Brief: Write out each line in which the string "using" is present.

Material for the task:
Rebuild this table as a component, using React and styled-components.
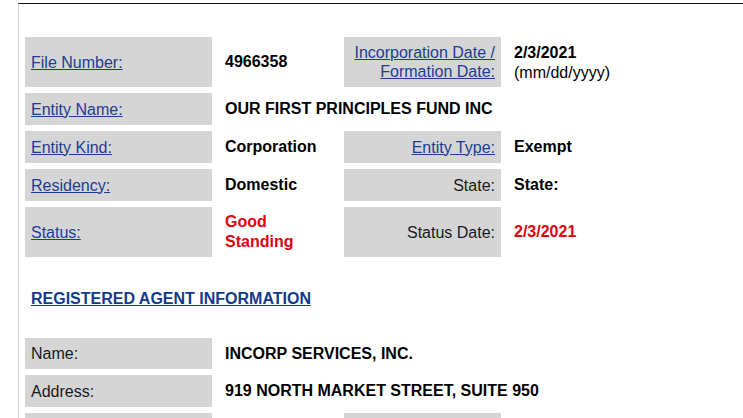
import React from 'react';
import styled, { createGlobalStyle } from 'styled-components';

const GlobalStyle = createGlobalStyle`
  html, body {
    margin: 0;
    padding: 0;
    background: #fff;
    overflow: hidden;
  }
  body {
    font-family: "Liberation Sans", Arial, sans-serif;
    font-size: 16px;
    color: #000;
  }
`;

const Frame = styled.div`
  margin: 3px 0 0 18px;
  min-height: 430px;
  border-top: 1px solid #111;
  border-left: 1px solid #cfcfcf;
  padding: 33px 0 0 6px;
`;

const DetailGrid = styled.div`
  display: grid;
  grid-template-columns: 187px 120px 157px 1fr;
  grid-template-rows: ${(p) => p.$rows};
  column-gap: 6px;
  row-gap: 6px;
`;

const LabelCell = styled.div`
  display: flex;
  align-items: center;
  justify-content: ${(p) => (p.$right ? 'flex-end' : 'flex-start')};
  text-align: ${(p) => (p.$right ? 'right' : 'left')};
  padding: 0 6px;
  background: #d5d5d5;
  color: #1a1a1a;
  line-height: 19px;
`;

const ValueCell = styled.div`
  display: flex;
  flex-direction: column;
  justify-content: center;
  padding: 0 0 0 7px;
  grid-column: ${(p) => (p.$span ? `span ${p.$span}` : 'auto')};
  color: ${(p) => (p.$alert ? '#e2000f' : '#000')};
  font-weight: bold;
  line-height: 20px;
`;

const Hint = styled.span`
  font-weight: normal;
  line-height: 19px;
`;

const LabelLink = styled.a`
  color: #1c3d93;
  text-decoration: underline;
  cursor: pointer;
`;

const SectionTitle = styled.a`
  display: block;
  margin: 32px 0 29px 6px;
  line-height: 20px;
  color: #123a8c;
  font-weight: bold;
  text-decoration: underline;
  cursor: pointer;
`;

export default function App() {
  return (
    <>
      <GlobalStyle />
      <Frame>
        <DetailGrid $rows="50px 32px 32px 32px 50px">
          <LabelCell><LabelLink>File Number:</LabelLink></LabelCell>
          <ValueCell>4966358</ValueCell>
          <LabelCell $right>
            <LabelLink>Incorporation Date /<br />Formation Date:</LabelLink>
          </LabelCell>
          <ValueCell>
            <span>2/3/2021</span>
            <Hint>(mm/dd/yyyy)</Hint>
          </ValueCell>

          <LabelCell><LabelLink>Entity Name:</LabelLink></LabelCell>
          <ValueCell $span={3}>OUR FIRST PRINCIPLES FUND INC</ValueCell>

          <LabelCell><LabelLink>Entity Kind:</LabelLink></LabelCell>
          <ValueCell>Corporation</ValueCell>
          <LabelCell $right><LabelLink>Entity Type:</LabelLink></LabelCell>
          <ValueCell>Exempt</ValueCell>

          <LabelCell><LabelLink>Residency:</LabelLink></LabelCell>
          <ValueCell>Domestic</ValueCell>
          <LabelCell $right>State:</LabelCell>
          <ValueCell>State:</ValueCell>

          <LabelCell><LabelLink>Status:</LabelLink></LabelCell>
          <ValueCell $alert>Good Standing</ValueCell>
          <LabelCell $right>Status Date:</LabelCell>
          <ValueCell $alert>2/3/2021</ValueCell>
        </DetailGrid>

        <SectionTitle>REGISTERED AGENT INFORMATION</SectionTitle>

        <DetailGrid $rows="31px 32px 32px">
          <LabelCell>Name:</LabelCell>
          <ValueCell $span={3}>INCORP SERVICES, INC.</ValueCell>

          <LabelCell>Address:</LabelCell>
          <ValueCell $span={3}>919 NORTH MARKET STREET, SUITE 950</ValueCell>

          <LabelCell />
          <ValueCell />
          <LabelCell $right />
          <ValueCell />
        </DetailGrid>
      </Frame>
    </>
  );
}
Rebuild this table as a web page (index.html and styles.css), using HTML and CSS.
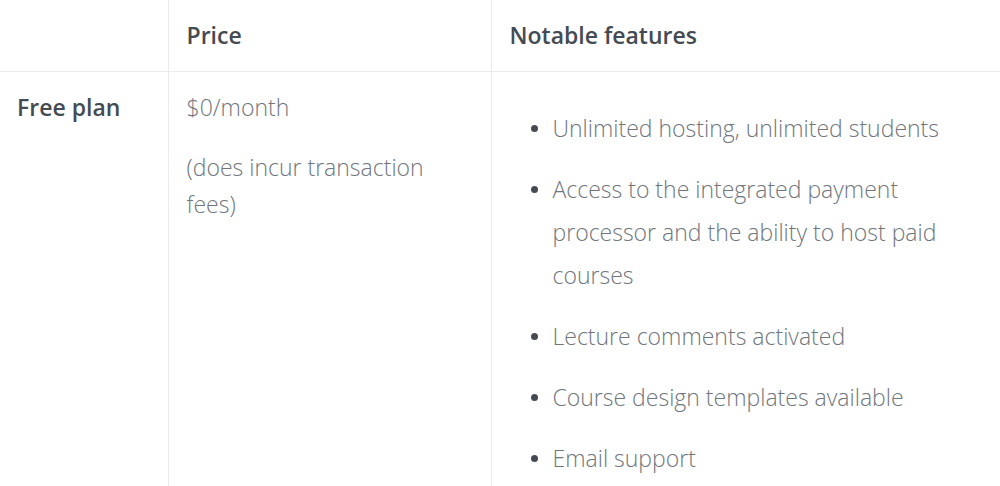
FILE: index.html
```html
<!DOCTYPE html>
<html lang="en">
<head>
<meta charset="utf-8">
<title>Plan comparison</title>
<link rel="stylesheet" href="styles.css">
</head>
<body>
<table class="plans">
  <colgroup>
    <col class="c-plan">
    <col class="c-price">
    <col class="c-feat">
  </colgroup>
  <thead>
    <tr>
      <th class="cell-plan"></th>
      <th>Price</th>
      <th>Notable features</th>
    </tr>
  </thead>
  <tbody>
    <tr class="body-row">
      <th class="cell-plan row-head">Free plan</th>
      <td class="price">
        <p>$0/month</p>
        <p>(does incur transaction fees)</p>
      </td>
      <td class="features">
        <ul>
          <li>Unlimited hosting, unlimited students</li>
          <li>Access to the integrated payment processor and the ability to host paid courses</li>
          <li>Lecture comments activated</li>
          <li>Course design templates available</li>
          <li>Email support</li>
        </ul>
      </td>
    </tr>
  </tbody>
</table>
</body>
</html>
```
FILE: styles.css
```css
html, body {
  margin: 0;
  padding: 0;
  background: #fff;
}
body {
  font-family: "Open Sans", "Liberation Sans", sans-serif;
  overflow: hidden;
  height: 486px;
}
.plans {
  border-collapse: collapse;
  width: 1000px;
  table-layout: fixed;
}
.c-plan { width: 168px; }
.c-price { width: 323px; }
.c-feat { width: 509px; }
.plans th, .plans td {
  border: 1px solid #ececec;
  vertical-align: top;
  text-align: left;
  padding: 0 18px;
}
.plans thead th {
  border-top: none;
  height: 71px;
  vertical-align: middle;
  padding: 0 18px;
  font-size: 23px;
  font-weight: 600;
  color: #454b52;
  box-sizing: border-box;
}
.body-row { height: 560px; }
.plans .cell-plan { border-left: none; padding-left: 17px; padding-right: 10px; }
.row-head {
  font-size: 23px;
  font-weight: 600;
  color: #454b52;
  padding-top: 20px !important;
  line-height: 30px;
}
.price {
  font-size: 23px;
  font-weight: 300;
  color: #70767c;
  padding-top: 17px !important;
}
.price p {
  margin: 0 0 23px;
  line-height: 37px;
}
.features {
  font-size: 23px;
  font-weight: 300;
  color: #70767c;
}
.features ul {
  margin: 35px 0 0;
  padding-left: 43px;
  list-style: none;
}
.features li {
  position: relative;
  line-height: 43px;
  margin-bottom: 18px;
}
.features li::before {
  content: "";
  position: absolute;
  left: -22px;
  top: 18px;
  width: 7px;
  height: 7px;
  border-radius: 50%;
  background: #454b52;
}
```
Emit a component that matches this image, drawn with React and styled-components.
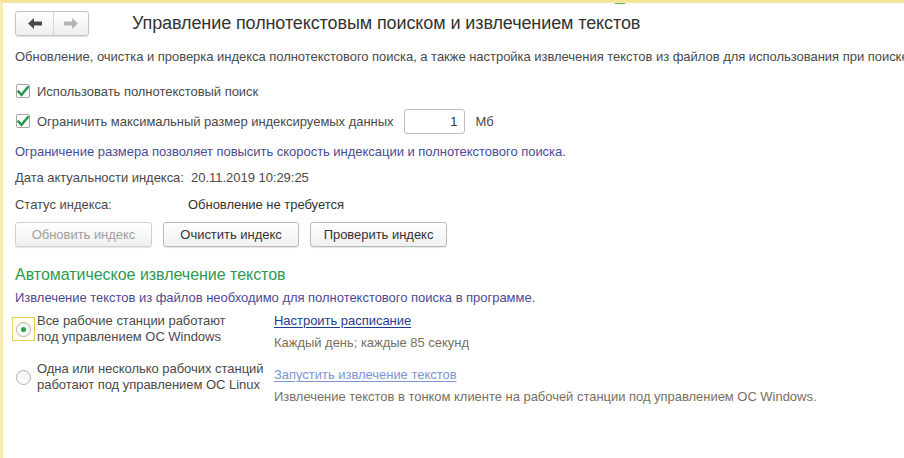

Exercise solution:
Rebuild this table as a component, using React and styled-components.
Rebuild this table as a web page (index.html and styles.css), using HTML and CSS.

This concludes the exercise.